# [Exercise aim]
Find each line containing the string "this" and return it.
--- Begin Source material ---
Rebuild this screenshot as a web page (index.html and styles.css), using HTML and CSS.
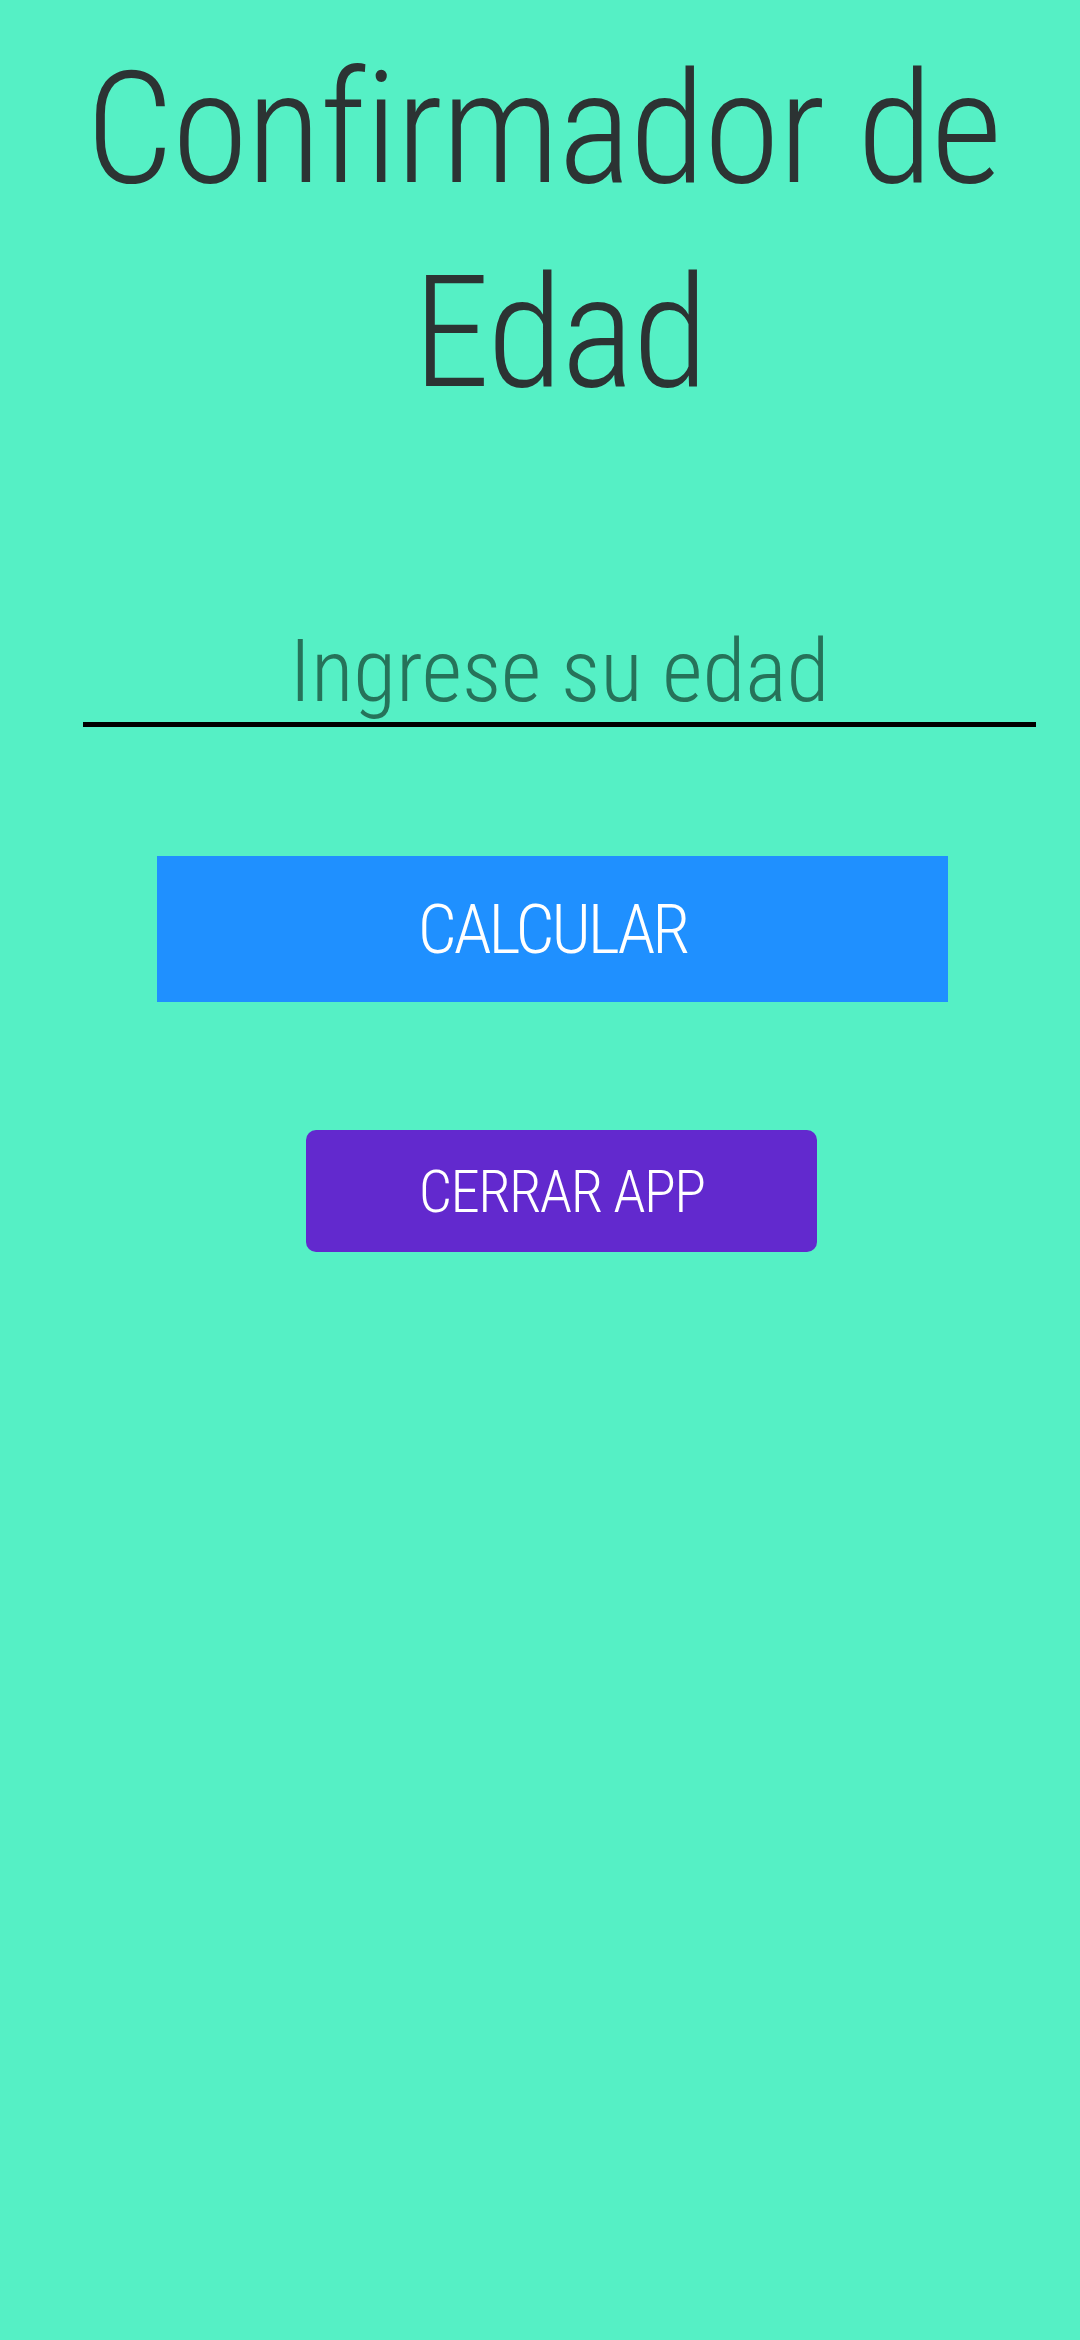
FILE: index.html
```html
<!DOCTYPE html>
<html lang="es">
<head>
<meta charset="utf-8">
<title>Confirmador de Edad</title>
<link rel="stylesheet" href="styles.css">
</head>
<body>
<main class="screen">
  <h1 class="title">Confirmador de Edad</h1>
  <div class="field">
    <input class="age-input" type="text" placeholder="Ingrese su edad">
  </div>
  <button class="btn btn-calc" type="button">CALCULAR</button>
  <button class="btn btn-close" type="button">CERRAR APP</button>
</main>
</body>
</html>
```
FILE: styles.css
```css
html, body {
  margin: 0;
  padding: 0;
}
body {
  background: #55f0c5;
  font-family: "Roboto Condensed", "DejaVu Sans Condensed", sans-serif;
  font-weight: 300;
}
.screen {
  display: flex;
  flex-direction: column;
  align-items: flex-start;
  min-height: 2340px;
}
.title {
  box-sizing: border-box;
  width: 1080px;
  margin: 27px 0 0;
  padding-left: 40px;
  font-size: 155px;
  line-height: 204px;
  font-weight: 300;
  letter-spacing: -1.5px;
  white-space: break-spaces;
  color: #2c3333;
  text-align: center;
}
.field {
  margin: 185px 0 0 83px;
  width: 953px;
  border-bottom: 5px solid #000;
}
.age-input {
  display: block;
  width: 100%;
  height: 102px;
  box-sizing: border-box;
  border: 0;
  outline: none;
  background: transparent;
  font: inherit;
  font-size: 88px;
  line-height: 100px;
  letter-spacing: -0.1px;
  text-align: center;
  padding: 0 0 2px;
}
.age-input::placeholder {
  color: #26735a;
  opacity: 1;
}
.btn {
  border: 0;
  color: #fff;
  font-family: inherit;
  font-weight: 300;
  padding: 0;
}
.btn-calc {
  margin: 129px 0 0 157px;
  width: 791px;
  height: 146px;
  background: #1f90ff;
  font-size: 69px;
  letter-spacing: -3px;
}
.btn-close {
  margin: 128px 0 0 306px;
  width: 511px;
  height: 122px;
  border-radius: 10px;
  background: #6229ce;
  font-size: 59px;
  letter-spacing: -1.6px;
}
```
--- End Source material ---
--- Begin Source material ---
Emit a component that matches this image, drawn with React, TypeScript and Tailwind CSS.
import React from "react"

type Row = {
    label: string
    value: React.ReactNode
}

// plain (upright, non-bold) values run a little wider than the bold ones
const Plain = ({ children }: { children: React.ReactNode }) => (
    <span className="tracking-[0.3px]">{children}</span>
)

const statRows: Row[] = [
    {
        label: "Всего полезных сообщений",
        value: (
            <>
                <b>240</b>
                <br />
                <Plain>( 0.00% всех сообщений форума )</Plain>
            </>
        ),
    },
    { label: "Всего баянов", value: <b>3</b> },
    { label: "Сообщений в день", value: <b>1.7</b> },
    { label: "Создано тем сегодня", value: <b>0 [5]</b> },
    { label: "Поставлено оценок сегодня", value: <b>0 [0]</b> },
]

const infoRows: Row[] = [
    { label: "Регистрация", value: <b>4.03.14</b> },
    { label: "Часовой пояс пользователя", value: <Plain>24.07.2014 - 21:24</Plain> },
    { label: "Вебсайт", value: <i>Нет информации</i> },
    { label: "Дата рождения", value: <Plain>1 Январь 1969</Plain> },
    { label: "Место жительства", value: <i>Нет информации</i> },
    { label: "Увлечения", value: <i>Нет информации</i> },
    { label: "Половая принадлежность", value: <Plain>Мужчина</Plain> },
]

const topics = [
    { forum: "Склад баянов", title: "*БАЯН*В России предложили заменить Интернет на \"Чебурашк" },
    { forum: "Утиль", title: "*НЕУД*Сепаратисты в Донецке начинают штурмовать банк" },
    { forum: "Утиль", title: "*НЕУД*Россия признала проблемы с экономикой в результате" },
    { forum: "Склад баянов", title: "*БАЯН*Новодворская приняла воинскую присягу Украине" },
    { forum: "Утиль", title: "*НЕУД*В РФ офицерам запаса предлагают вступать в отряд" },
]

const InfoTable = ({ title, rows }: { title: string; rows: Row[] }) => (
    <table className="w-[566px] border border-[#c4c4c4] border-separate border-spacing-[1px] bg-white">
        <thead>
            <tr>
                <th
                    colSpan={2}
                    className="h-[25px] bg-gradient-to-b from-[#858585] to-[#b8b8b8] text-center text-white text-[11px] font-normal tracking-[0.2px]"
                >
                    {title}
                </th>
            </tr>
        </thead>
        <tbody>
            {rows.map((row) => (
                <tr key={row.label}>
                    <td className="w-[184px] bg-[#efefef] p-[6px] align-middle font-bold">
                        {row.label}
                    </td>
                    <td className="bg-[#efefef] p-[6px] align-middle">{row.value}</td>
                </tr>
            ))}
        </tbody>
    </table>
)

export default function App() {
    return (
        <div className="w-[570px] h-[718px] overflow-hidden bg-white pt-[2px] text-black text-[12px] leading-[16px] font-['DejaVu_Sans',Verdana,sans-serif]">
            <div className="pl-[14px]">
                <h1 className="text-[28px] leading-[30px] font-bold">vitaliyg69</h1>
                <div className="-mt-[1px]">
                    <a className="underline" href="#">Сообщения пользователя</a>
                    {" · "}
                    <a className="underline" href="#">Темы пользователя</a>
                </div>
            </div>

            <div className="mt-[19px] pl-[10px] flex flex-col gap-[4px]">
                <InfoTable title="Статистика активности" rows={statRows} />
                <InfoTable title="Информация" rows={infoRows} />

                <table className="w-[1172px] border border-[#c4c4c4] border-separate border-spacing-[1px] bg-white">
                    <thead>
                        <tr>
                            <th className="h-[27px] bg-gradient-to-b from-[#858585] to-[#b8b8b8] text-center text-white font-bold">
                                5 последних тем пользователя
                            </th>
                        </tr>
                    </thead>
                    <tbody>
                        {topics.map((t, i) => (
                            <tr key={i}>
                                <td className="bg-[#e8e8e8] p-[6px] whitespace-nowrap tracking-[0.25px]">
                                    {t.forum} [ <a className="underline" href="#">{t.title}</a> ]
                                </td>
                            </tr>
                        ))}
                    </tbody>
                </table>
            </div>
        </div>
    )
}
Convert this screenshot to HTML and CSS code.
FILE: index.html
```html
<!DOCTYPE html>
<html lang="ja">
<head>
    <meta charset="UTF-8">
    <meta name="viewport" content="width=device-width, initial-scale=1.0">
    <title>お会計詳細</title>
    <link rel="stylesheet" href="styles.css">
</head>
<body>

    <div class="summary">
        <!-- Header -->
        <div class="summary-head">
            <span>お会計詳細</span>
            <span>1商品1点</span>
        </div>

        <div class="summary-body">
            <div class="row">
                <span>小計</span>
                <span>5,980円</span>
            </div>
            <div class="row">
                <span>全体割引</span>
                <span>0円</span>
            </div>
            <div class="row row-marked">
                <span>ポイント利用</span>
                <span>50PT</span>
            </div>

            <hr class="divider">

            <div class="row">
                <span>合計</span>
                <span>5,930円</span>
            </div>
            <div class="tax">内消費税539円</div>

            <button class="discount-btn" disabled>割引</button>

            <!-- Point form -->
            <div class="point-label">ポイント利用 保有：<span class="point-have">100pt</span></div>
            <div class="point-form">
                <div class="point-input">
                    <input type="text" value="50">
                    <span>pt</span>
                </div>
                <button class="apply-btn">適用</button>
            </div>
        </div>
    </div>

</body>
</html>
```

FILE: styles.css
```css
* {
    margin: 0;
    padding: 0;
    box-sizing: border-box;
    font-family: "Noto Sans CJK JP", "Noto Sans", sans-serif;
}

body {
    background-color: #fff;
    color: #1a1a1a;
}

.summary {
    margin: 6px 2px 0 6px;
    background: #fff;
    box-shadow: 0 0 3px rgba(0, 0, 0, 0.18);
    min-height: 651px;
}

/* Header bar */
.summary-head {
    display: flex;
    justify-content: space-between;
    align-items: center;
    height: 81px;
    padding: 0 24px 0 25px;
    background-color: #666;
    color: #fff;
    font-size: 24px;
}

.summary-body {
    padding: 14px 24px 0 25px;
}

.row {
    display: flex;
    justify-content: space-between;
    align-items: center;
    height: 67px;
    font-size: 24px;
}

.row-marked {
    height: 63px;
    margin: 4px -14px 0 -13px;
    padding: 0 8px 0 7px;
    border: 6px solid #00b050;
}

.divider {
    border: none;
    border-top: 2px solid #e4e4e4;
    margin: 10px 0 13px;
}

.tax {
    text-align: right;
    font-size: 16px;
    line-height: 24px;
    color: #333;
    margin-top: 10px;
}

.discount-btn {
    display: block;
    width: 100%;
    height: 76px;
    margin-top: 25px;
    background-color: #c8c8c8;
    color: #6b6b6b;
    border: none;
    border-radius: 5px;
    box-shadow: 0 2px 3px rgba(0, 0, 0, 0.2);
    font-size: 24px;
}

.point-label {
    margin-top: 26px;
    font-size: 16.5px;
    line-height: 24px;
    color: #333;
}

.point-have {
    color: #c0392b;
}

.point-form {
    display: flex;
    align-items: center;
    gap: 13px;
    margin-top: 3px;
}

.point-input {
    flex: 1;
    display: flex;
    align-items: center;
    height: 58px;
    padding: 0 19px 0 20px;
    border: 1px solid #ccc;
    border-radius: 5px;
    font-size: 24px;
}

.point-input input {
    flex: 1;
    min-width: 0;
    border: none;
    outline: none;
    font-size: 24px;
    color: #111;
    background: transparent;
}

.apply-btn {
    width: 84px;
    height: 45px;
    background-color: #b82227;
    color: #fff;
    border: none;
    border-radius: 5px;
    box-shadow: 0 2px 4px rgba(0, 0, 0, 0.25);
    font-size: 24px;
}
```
--- End Source material ---
# [Answer to the task]
Rebuild this screenshot as a web page (index.html and styles.css), using HTML and CSS.
Emit a component that matches this image, drawn with React, TypeScript and Tailwind CSS.
Convert this screenshot to HTML and CSS code.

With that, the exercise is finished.